Since 2015, Kimberly Hawkey has created and performed in all-new shows at FST in different Cabarets that highlight the evolution of music with her swing-era territory band, The Swingaroos. This summer, she returns to entertain FST audiences with some jukebox flair while celebrating the sounds of the turn of the century.
We sat down with Kimberly to learn more about Jukebox Saturday Night, her favorite songs to perform, and about the legacy of the Jukebox.
Jukebox Saturday Night features the widest musical chronology of any of our previous shows. You can expect our usual swing shenanigans, but our signature style will be book-ended by about 20 years of American song in each direction. So we’re starting with turn-of-the-century Americana, think “Take Me Out to the Ball Game,” and ending well into the development of Rock & Roll with songs like “Hound Dog.”
What inspired the idea for this show in particular – how did it come about?
Our first show at FST in 2015 featured many originals by The Swingaroos and traditional songs from the 1920s, ’30s and ’40s. The Music of the Night (2018) was inspired by Broadway musicals, while Hollywood Serenade (2019) got to the roots of Big Bands in Hollywood. We like to pick the biggest hits of the century and bring as much emotional power to the stage as we can. This year, we get right to the point and use the history of the Jukebox as a way to highlight the greatest hits of the 1920s to the 1960s. The jukebox was a time capsule for the most popular songs of its day.

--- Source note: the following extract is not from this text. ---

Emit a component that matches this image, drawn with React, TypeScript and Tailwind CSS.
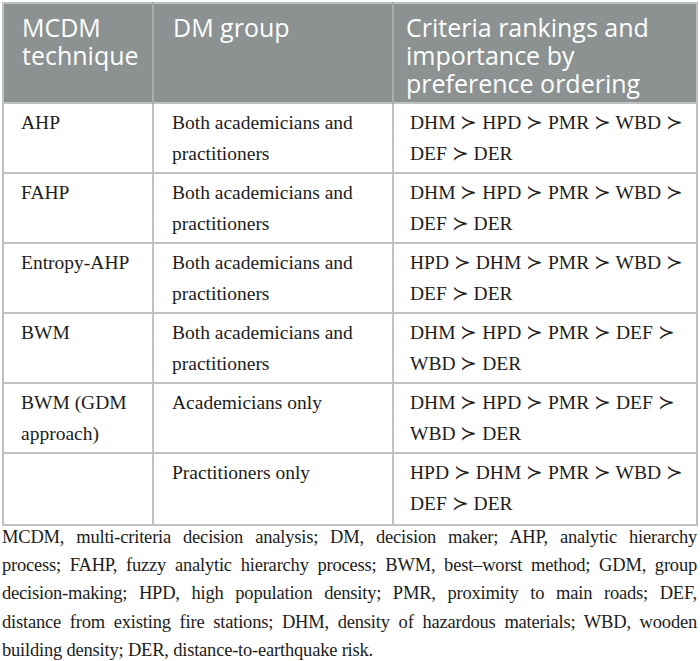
const rows: { tech: string[]; group: string; rank: string[] }[] = [
  { tech: ["AHP"], group: "Both academicians and practitioners", rank: ["DHM ≻ HPD ≻ PMR ≻ WBD ≻", "DEF ≻ DER"] },
  { tech: ["FAHP"], group: "Both academicians and practitioners", rank: ["DHM ≻ HPD ≻ PMR ≻ WBD ≻", "DEF ≻ DER"] },
  { tech: ["Entropy-AHP"], group: "Both academicians and practitioners", rank: ["HPD ≻ DHM ≻ PMR ≻ WBD ≻", "DEF ≻ DER"] },
  { tech: ["BWM"], group: "Both academicians and practitioners", rank: ["DHM ≻ HPD ≻ PMR ≻ DEF ≻", "WBD ≻ DER"] },
  { tech: ["BWM (GDM", "approach)"], group: "Academicians only", rank: ["DHM ≻ HPD ≻ PMR ≻ DEF ≻", "WBD ≻ DER"] },
  { tech: [], group: "Practitioners only", rank: ["HPD ≻ DHM ≻ PMR ≻ WBD ≻", "DEF ≻ DER"] },
]

const footLines = [
  "MCDM, multi-criteria decision analysis; DM, decision maker; AHP, analytic hierarchy",
  "process; FAHP, fuzzy analytic hierarchy process; BWM, best–worst method; GDM, group",
  "decision-making; HPD, high population density; PMR, proximity to main roads; DEF,",
  "distance from existing fire stations; DHM, density of hazardous materials; WBD, wooden",
]

const App = () => {
  return (
    <div className="h-[661px] w-[700px] overflow-hidden bg-white pl-[2px] pt-[2px]">
      <table className="w-[696px] table-fixed border-collapse border-2 border-[#c0c2c2]">
        <colgroup>
          <col className="w-[150px]" />
          <col className="w-[240px]" />
          <col />
        </colgroup>
        <thead>
          <tr className="h-[100px] bg-[#8c9192] align-top font-['Open_Sans',sans-serif] text-[25px] leading-[28px] text-white">
            <th className="border-r-2 border-[#a7abab] pt-[9px] pl-[18px] text-left font-normal">
              MCDM
              <br />
              technique
            </th>
            <th className="border-r-2 border-[#a7abab] pt-[9px] pl-[19px] text-left font-normal">DM group</th>
            <th className="pt-[9px] pl-[12px] text-left font-normal">
              Criteria rankings and
              <br />
              importance by
              <br />
              preference ordering
            </th>
          </tr>
        </thead>
        <tbody className="font-['Liberation_Serif',serif] text-[19.5px] leading-[31px] text-[#1c1c1c]">
          {rows.map((r, i) => (
            <tr key={i} className={i === rows.length - 1 ? "h-[72px] align-top" : "h-[70px] align-top"}>
              <td className="border-2 border-[#c0c2c2] pt-[3px] pl-[17px]">
                {r.tech.map((t, j) => (
                  <div key={j}>{t}</div>
                ))}
              </td>
              <td className="border-2 border-[#c0c2c2] pt-[3px] pl-[18px] pr-[10px]">{r.group}</td>
              <td className="border-2 border-[#c0c2c2] pt-[3px] pl-[16px]">
                {r.rank.map((t, j) => (
                  <div key={j} className="whitespace-nowrap">
                    {t}
                  </div>
                ))}
              </td>
            </tr>
          ))}
        </tbody>
      </table>
      <div className="-mt-[3px] w-[695px] font-['Liberation_Serif',serif] text-[18.5px] leading-[28.2px] tracking-[-0.2px] text-[#1c1c1c]">
        {footLines.map((l, i) => (
          <div key={i} className="whitespace-nowrap text-justify [text-align-last:justify]">
            {l}
          </div>
        ))}
        <div className="whitespace-nowrap">building density; DER, distance-to-earthquake risk.</div>
      </div>
    </div>
  )
}

export default App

When many people think “jukebox,” they may think of The Fonz, or the American diner – aka pure 1950s nostalgia. But the jukebox dates back as early as the late 19th century and many are still around today. How has the music of the jukebox changed over the course of a century, and how do you capture that evolution in your musical revue?
The earliest jukebox started as a big, clunky carnival attraction in the late 1800s and developed over time into a sleek, showy mechanism with flashing neon lights. It was always a way to enjoy popular songs in a social setting. Most venues had some control over the music stocked in their jukeboxes, and it became one of the few ways people were introduced to “race records,” or recordings by black artists that otherwise didn’t get air-play on the radio. It was also a place to hear, and sometimes see – a few jukeboxes had video screens – an eclectic mix of folk singers, patriotic numbers, and musical comedians. In Jukebox Saturday Night, we travel chronologically, but there will still be some surprises along the way…just like the songs you get to experience as you’re waiting for your own selection to play at the jukebox!
What does this music mean to you? Why do you think it has such lasting power?
As I started to draw the evolutionary lines from one musical style to another, I fell in love with music I initially didn’t care for. It became easier for me to find connection between all styles of American pop music, most of it stemming from parlor songs and Black music at the turn of the century. If you like pop, Rock & Roll, soul, Motown, folk, blues, OR jazz, you will like this show. There comes a point where genre fades away and all you’re left with is great music.
What is your hope for this show?
I hope that the FST audience gets to relive some of their favorite songs, and maybe walk away with new favorites or ones that they had forgotten about until now. We want everyone to experience each song with the same excitement and buzz they’d feel if they were hearing it within the year it was released. We love to time-travel with the audience and capture the essence of each style, while still fully inhabiting our “Swingaroos flair.” Jukebox Saturday Night is all about the biggest hits, which appeals to music lovers of all genres. It’s a timeline of danceable, singable music to lift our spirits and bring people together. These are the catchiest songs of the century!